Other lenders will now be asked to approve the plan, with at least a 66% approval rate required, according to Bloomberg Quint. Lenders could also refer Suzlon for insolvency proceedings.

Suzlon has not confirmed the amounts involved, but it had previously been reported that the manufacturer sought to swap INR 113 billion ($1.6 billion) of its outstanding debt with about INR 36 billion of new debt. This would represent a discount of about 68% and would not appear to include debt accrued in the third quarter of its fiscal year.

The company’s net debt grew to INR 129 billion ($1.8 billion) by the end of the quarter ending 31 December 2019, up from INR 122.57 billion three months earlier.

Shares in the manufacturer opened at INR 2.45/share on 20 February, the day on which it informed the Mumbai Stock Exchange of SBI's approval. This marks an 8.89% increase since the Indian financial newswire's story was published at around the close of trading on 19 February.

Windpower Monthly approached Suzlon and SBI for a statement, but the OEM declined to comment on the story, while the bank has not responded.
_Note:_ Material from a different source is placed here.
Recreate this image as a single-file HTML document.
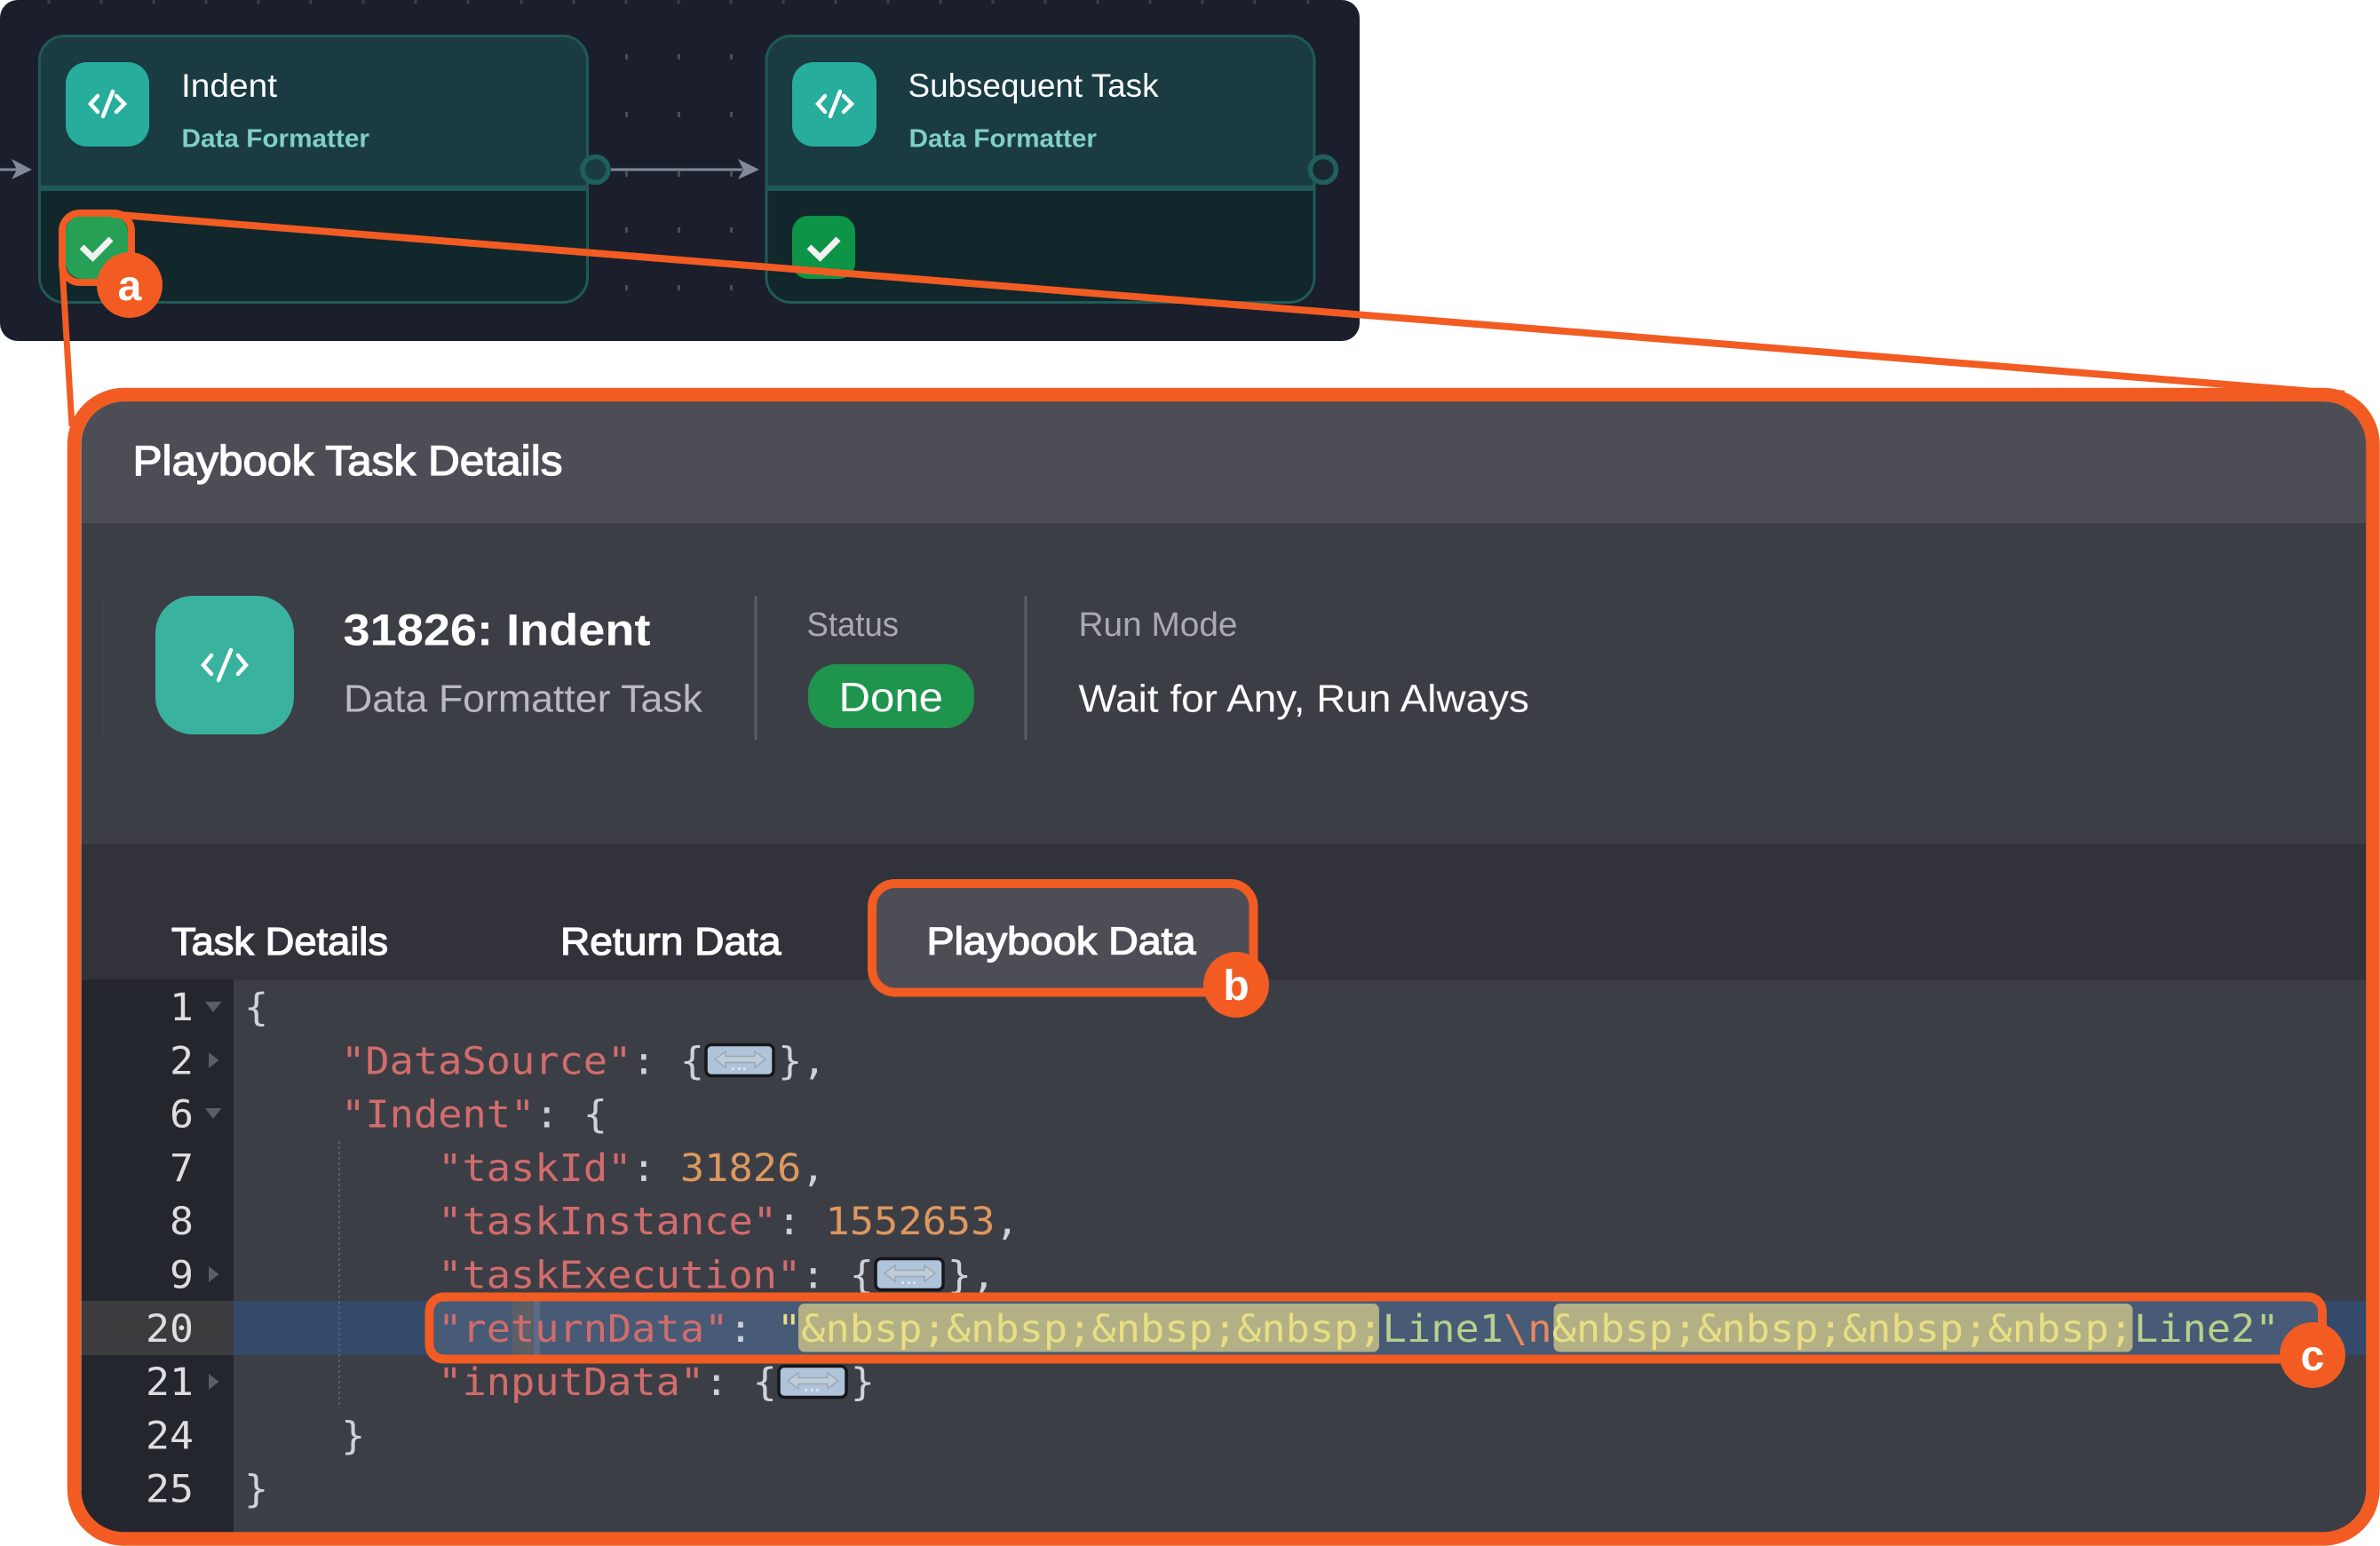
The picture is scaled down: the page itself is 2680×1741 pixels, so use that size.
<!DOCTYPE html>
<html lang="en"><head><meta charset="utf-8"><title>Playbook Task Details</title>
<style>
html,body{margin:0;padding:0;background:#fff}
svg{display:block}
.s{font-family:"Liberation Sans",sans-serif}
.m{font-family:"DejaVu Sans Mono","Liberation Mono",monospace;font-size:43px}
.k{fill:#d26c6c}.p{fill:#ced2d6}.n{fill:#dd985f}.y{fill:#e8de84}.g{fill:#b9cf8c}.e{fill:#e8885f}.l{fill:#dcdedf}
</style></head><body>
<svg xmlns="http://www.w3.org/2000/svg" width="2680" height="1741" viewBox="0 0 2680 1741">
<defs>
<clipPath id="inner"><rect x="91.5" y="452" width="2573.5" height="1274" rx="48"/></clipPath>
<g id="ph"><rect x="0" y="1.5" width="76" height="35" rx="6" fill="#b0c4d9" stroke="#15171c" stroke-width="3.5"/>
<path d="M10 18 22 9v5.500h33V9l12 9-12 9v-5.500H22v5.500z" fill="#c0ccd8" stroke="#98a8b8" stroke-width="1.500"/>
<path d="M29 27h3v3h-3zM36 27h3v3h-3zM42 27h3v3h-3z" fill="#dbe3ea"/></g>
<g id="code" fill="none" stroke="#fff" stroke-width="4.5" stroke-linecap="round" stroke-linejoin="miter"><path d="M110 108 102 117 110 126M131 108 140 117 131 126"/><path d="M127 103 116 131"/></g>
</defs>
<rect width="2680" height="1741" fill="#fff"/>

<!-- top panel -->
<rect x="0" y="0" width="1531" height="384" rx="20" fill="#1b1f2b"/>
<path d="M55 0v4M114 0v4M173 0v4M232 0v4M291 0v4M350 0v4M409 0v4M468 0v4M527 0v4M587 0v4M646 0v4M705 0v4M764 0v4M823 0v4M882 0v4M941 0v4M1000 0v4M1059 0v4M1118 0v4M1177 0v4M1236 0v4M1295 0v4M1354 0v4M1413 0v4M1473 0v4" stroke="#3c404a" stroke-width="3"/>
<path d="M705.5 61v6M764.5 61v6M823.5 61v6M705.5 126v6M764.5 126v6M823.5 126v6M705.5 193v6M764.5 193v6M823.5 193v6M705.5 256v6M764.5 256v6M823.5 256v6M705.5 321v6M764.5 321v6M823.5 321v6" stroke="#4a4e56" stroke-width="3"/>
<path d="M0 191H20" stroke="#828a97" stroke-width="3"/>
<path d="M13 179 36 191 13 202 19 191z" fill="#828a97"/>
<path d="M688 191H836" stroke="#828a97" stroke-width="3"/>
<path d="M831 179 855 191 831 202 837 191z" fill="#828a97"/>

<!-- node 1 -->
<rect x="44.5" y="40.5" width="617" height="300" rx="28" fill="#11272c"/>
<path d="M44.5 212V68.5a28 28 0 0 1 28-28h561a28 28 0 0 1 28 28V212z" fill="#1a3b42"/>
<rect x="44.5" y="40.5" width="617" height="300" rx="28" fill="none" stroke="#1f5a58" stroke-width="3"/>
<rect x="43" y="209" width="620" height="6" fill="#1f5a58"/>
<circle cx="670.5" cy="191" r="14.5" fill="#1a3b42" stroke="#1f5f5d" stroke-width="5.5"/>
<rect x="74" y="70" width="94" height="95" rx="24" fill="#26ad9b"/>
<use href="#code"/>
<text class="s" x="204" y="109" font-size="37" fill="#fff" textLength="108" lengthAdjust="spacingAndGlyphs">Indent</text>
<text class="s" x="204.500" y="165.5" font-size="29" font-weight="700" fill="#80d0c4" textLength="211.500" lengthAdjust="spacingAndGlyphs">Data Formatter</text>
<rect x="74" y="243" width="70" height="71" rx="18" fill="#25a055"/>
<path d="M92 278 104.5 290 125 269" fill="none" stroke="#f2f2f2" stroke-width="7"/>

<!-- node 2 -->
<rect x="863" y="40.5" width="617" height="300" rx="28" fill="#11272c"/>
<path d="M863 212V68.5a28 28 0 0 1 28-28h561a28 28 0 0 1 28 28V212z" fill="#1a3b42"/>
<rect x="863" y="40.5" width="617" height="300" rx="28" fill="none" stroke="#1f5a58" stroke-width="3"/>
<rect x="861.5" y="209" width="620" height="6" fill="#1f5a58"/>
<circle cx="1490" cy="191" r="14.5" fill="#1a2730" stroke="#1f5f5d" stroke-width="5.5"/>
<rect x="892" y="70" width="95" height="95" rx="24" fill="#26ad9b"/>
<use href="#code" x="819"/>
<text class="s" x="1022.5" y="109" font-size="37" fill="#fff" textLength="282" lengthAdjust="spacingAndGlyphs">Subsequent Task</text>
<text class="s" x="1023.5" y="165.5" font-size="29" font-weight="700" fill="#80d0c4" textLength="211.500" lengthAdjust="spacingAndGlyphs">Data Formatter</text>
<rect x="892" y="243" width="71" height="71" rx="18" fill="#0d9447"/>
<path d="M911 278 923.5 290 944 269" fill="none" stroke="#f2f2f2" stroke-width="7"/>

<!-- callout lines -->
<path d="M125 241.2 2640 443.7" stroke="#f25c22" stroke-width="8" fill="none"/>
<path d="M70 300 81 480" stroke="#f25c22" stroke-width="7" fill="none"/>
<rect x="70" y="240" width="78" height="78" rx="20" fill="none" stroke="#f25c22" stroke-width="8"/>

<!-- main panel -->
<g clip-path="url(#inner)">
<rect x="91" y="452" width="2575" height="137" fill="#4d4d56"/>
<rect x="91" y="589" width="2575" height="362" fill="#3c3e46"/>
<rect x="91" y="950.5" width="2575" height="153" fill="#31323a"/>
<rect x="91" y="1103" width="2575" height="623" fill="#3c3e46"/>
<rect x="91" y="1103" width="172" height="623" fill="#24262e"/>
<rect x="91" y="1465" width="172" height="61" fill="#3c3c3e"/>
<rect x="263" y="1465" width="2403" height="61" fill="#344a6b"/>
<rect x="489" y="1465" width="2121" height="61" fill="#475a76"/>
<rect x="577" y="1465" width="24" height="61" rx="6" fill="#5d5f68"/>
<rect x="601" y="1465" width="7" height="61" fill="#5a6b85"/>
</g>

<!-- info row -->
<path d="M116.5 671V827" stroke="#42444c" stroke-width="2"/>
<rect x="175" y="671" width="156" height="156" rx="42" fill="#3ab2a0"/>
<g fill="none" stroke="#fff" stroke-width="4.5" stroke-linecap="round"><path d="M238 738 229 749 238 759M268 738 277 749 268 759"/><path d="M260 732 246 766"/></g>
<path d="M851 671V833M1155 671V833" stroke="#5c5e66" stroke-width="3"/>

<text class="s" x="149.500" y="535" font-size="47" fill="#fff" stroke="#fff" stroke-width="1.300" textLength="484" lengthAdjust="spacingAndGlyphs">Playbook Task Details</text>
<text class="s" x="386.5" y="726.5" font-size="50" font-weight="700" fill="#fff" textLength="346" lengthAdjust="spacingAndGlyphs">31826: Indent</text>
<text class="s" x="387" y="801.5" font-size="44" fill="#b9bbc0" textLength="404" lengthAdjust="spacingAndGlyphs">Data Formatter Task</text>
<text class="s" x="908.500" y="716" font-size="38" fill="#a9abb1" textLength="103.500" lengthAdjust="spacingAndGlyphs">Status</text>
<text class="s" x="1214.500" y="716" font-size="38" fill="#a9abb1" textLength="179" lengthAdjust="spacingAndGlyphs">Run Mode</text>
<rect x="910" y="748" width="187" height="72" rx="32" fill="#1f944d"/>
<text class="s" x="944.500" y="801" font-size="46" fill="#fff" textLength="117.500" lengthAdjust="spacingAndGlyphs">Done</text>
<text class="s" x="1214.5" y="801.5" font-size="44" fill="#fff" textLength="507.500" lengthAdjust="spacingAndGlyphs">Wait for Any, Run Always</text>

<!-- tabs -->
<text class="s" x="193" y="1075" font-size="44" fill="#fff" stroke="#fff" stroke-width="1.300" textLength="244" lengthAdjust="spacingAndGlyphs">Task Details</text>
<text class="s" x="631" y="1075" font-size="44" fill="#fff" stroke="#fff" stroke-width="1.300" textLength="248.500" lengthAdjust="spacingAndGlyphs">Return Data</text>
<rect x="982" y="995" width="429.5" height="122.5" rx="26" fill="#4d4d56" stroke="#f25c22" stroke-width="10"/>
<text class="s" x="1043.500" y="1074.5" font-size="44" fill="#fff" stroke="#fff" stroke-width="1.300" textLength="303" lengthAdjust="spacingAndGlyphs">Playbook Data</text>

<!-- line numbers -->
<g class="m">
<text class="l" x="191" y="1149" textLength="27" lengthAdjust="spacingAndGlyphs">1</text>
<text class="l" x="191" y="1209.3" textLength="27" lengthAdjust="spacingAndGlyphs">2</text>
<text class="l" x="191" y="1269.6" textLength="27" lengthAdjust="spacingAndGlyphs">6</text>
<text class="l" x="191" y="1330" textLength="27" lengthAdjust="spacingAndGlyphs">7</text>
<text class="l" x="191" y="1390" textLength="27" lengthAdjust="spacingAndGlyphs">8</text>
<text class="l" x="191" y="1450.5" textLength="27" lengthAdjust="spacingAndGlyphs">9</text>
<text class="l" x="164" y="1511" textLength="54" lengthAdjust="spacingAndGlyphs">20</text>
<text class="l" x="164" y="1571" textLength="54" lengthAdjust="spacingAndGlyphs">21</text>
<text class="l" x="164" y="1631.4" textLength="54" lengthAdjust="spacingAndGlyphs">24</text>
<text class="l" x="164" y="1691.7" textLength="54" lengthAdjust="spacingAndGlyphs">25</text>
</g>
<!-- fold markers -->
<path d="M231 1128H249.5L240 1140zM231 1248H249.5L240 1260zM235 1185 246.5 1194 235 1203zM235 1426 246.5 1435 235 1444zM235 1547 246.5 1556 235 1565z" fill="#5b5e66"/>
<!-- indent guide -->
<path d="M382 1285V1586" stroke="#5c5e66" stroke-width="2" stroke-dasharray="3 3"/>
<!-- yellow highlights -->
<rect x="899" y="1468" width="654" height="54.5" rx="7" fill="#b2b084"/>
<rect x="1749.5" y="1468" width="652" height="54.5" rx="7" fill="#b2b084"/>

<!-- code -->
<g class="m" transform="translate(2 0)">
<text class="p" x="273" y="1149" textLength="27.27" lengthAdjust="spacingAndGlyphs">{</text>

<text class="k" x="382.1" y="1209.3" textLength="327.2" lengthAdjust="spacingAndGlyphs">"DataSource"</text>
<text class="p" x="709.3" y="1209.3" textLength="81.8" lengthAdjust="spacingAndGlyphs">: {</text>
<text class="p" x="874" y="1209.3" textLength="54.5" lengthAdjust="spacingAndGlyphs">},</text>

<text class="k" x="382.1" y="1269.6" textLength="218.2" lengthAdjust="spacingAndGlyphs">"Indent"</text>
<text class="p" x="600.2" y="1269.6" textLength="81.8" lengthAdjust="spacingAndGlyphs">: {</text>

<text class="k" x="491.2" y="1330" textLength="218.2" lengthAdjust="spacingAndGlyphs">"taskId"</text>
<text class="p" x="709.3" y="1330" textLength="27.27" lengthAdjust="spacingAndGlyphs">:</text>
<text class="n" x="763.9" y="1330" textLength="136.4" lengthAdjust="spacingAndGlyphs">31826</text>
<text class="p" x="900.2" y="1330" textLength="27.27" lengthAdjust="spacingAndGlyphs">,</text>

<text class="k" x="491.2" y="1390" textLength="381.8" lengthAdjust="spacingAndGlyphs">"taskInstance"</text>
<text class="p" x="873" y="1390" textLength="27.27" lengthAdjust="spacingAndGlyphs">:</text>
<text class="n" x="927.5" y="1390" textLength="190.9" lengthAdjust="spacingAndGlyphs">1552653</text>
<text class="p" x="1118.4" y="1390" textLength="27.27" lengthAdjust="spacingAndGlyphs">,</text>

<text class="k" x="491.2" y="1450.5" textLength="409" lengthAdjust="spacingAndGlyphs">"taskExecution"</text>
<text class="p" x="900.2" y="1450.5" textLength="81.8" lengthAdjust="spacingAndGlyphs">: {</text>
<text class="p" x="1064.8" y="1450.5" textLength="54.5" lengthAdjust="spacingAndGlyphs">},</text>

<text class="k" x="491.2" y="1511" textLength="327.2" lengthAdjust="spacingAndGlyphs">"returnData"</text>
<text class="p" x="818.4" y="1511" textLength="27.27" lengthAdjust="spacingAndGlyphs">:</text>
<text class="y" x="872.9" y="1511" textLength="27.27" lengthAdjust="spacingAndGlyphs">"</text>
<text class="y" x="900.2" y="1511" textLength="654.5" lengthAdjust="spacingAndGlyphs">&amp;nbsp;&amp;nbsp;&amp;nbsp;&amp;nbsp;</text>
<text class="g" x="1554.7" y="1511" textLength="136.4" lengthAdjust="spacingAndGlyphs">Line1</text>
<text class="e" x="1691" y="1511" textLength="54.5" lengthAdjust="spacingAndGlyphs">\n</text>
<text class="y" x="1745.6" y="1511" textLength="654.5" lengthAdjust="spacingAndGlyphs">&amp;nbsp;&amp;nbsp;&amp;nbsp;&amp;nbsp;</text>
<text class="g" x="2401" y="1511" textLength="163.6" lengthAdjust="spacingAndGlyphs">Line2"</text>

<text class="k" x="491.2" y="1571" textLength="300" lengthAdjust="spacingAndGlyphs">"inputData"</text>
<text class="p" x="791.1" y="1571" textLength="81.8" lengthAdjust="spacingAndGlyphs">: {</text>
<text class="p" x="955.8" y="1571" textLength="27.27" lengthAdjust="spacingAndGlyphs">}</text>

<text class="p" x="382.1" y="1631.4" textLength="27.27" lengthAdjust="spacingAndGlyphs">}</text>
<text class="p" x="273" y="1691.7" textLength="27.27" lengthAdjust="spacingAndGlyphs">}</text>
</g>
<use href="#ph" x="795" y="1175"/>
<use href="#ph" x="986" y="1416"/>
<use href="#ph" x="877" y="1537"/>

<!-- orange outlines -->
<rect x="83.5" y="444.5" width="2588.5" height="1288.5" rx="56" fill="none" stroke="#f25c22" stroke-width="15.5"/>
<rect x="483.5" y="1460.5" width="2131.5" height="70" rx="16" fill="none" stroke="#f25c22" stroke-width="10"/>

<!-- badges -->
<circle cx="146" cy="321" r="37" fill="#f25c22"/>
<text class="s" x="146" y="338" font-size="48" font-weight="700" fill="#fff" text-anchor="middle">a</text>
<circle cx="1392" cy="1109" r="37" fill="#f25c22"/>
<text class="s" x="1392" y="1126" font-size="48" font-weight="700" fill="#fff" text-anchor="middle">b</text>
<circle cx="2604" cy="1526" r="37" fill="#f25c22"/>
<text class="s" x="2604" y="1543" font-size="48" font-weight="700" fill="#fff" text-anchor="middle">c</text>
</svg>
</body></html>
The manufacturer’s stock price had been falling since its auditors raised “significant doubts” about Suzlon’s ability to continue as a going concern when it released its Q2 financials on 15 November, but spiked on reports of its plans to ask lenders for a discount on its debt, only for it to return to late-2019 levels.

Its auditors repeated the warning about Suzlon's precariousness, when the manufacturer published its Q3 financials on 12 February.

Deloitte, Haskins and Sells reported Suzlon had defaulted on payments to some creditors, some lenders had filed for insolvency proceedings against the manufacturer, and potential investment offers had been withdrawn.

However, they added that Suzlon’s management was “reasonably confident” about its restructuring plan succeeding.